--- start Input material ---

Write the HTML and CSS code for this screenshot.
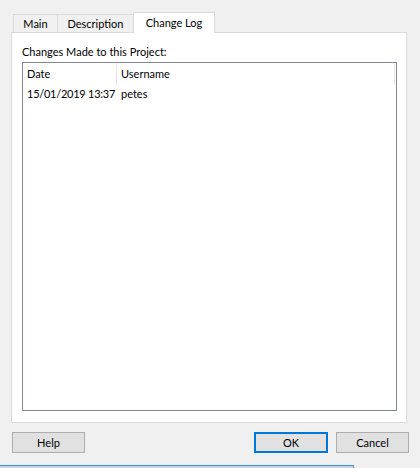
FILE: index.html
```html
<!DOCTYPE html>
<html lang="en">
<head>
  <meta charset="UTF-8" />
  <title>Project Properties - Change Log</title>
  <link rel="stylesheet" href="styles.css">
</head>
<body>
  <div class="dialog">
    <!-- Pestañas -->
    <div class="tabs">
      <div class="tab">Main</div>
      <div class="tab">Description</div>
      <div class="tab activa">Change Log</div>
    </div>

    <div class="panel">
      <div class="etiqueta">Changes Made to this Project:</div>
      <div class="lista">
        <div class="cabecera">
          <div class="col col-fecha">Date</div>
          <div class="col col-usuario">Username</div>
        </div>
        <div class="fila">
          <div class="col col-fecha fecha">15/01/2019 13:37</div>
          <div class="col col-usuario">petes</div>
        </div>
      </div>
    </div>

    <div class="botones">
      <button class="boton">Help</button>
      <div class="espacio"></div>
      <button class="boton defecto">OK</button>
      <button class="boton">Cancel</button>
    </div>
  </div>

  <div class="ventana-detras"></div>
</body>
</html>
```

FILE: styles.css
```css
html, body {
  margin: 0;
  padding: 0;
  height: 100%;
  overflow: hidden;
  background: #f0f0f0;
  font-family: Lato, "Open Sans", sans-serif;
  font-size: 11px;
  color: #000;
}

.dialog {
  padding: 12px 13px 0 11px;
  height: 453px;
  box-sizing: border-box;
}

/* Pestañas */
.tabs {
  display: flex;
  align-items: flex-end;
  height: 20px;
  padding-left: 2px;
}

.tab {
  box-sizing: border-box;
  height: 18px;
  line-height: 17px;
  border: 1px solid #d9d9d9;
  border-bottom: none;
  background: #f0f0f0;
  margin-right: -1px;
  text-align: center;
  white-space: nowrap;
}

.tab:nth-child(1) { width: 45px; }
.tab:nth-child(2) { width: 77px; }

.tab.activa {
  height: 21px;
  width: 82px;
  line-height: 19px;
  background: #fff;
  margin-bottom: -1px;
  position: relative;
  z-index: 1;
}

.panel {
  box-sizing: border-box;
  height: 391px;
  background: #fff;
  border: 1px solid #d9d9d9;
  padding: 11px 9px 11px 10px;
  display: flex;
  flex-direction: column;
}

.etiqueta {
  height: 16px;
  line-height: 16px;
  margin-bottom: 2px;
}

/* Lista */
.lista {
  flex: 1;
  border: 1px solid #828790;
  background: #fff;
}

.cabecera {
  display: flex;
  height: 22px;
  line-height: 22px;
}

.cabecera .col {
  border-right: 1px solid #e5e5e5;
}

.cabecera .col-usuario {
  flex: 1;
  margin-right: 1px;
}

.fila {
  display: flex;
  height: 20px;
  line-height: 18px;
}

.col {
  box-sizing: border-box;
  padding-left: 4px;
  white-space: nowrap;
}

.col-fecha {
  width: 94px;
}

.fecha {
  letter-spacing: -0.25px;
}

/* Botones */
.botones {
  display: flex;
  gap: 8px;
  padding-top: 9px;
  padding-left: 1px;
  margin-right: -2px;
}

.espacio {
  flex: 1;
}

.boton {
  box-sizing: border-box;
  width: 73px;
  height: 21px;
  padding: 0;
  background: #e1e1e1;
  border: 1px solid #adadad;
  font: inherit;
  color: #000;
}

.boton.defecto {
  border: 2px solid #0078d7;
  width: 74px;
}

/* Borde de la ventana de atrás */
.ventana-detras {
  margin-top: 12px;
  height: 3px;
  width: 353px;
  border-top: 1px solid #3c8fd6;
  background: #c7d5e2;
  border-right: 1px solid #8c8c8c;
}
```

--- end Input material ---
--- start Input material ---

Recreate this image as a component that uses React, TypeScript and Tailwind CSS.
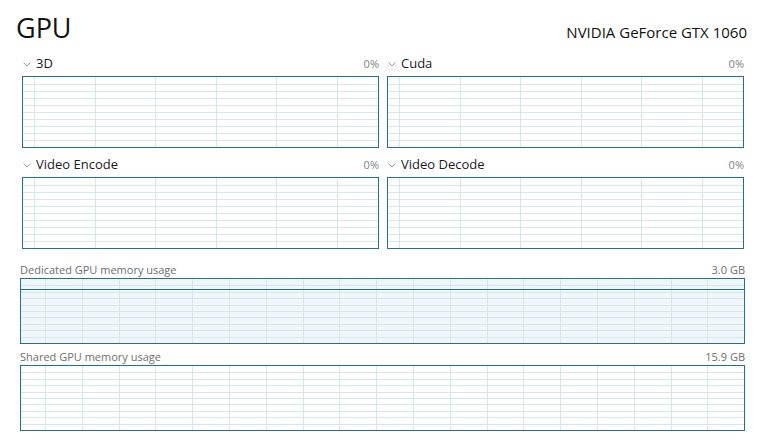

--- end Input material ---

- _What is expected_:
Extract every line above containing the word "this".

- _Exercise answer_:
Write the HTML and CSS code for this screenshot.
      <div class="etiqueta">Changes Made to this Project:</div>
Recreate this image as a component that uses React, TypeScript and Tailwind CSS.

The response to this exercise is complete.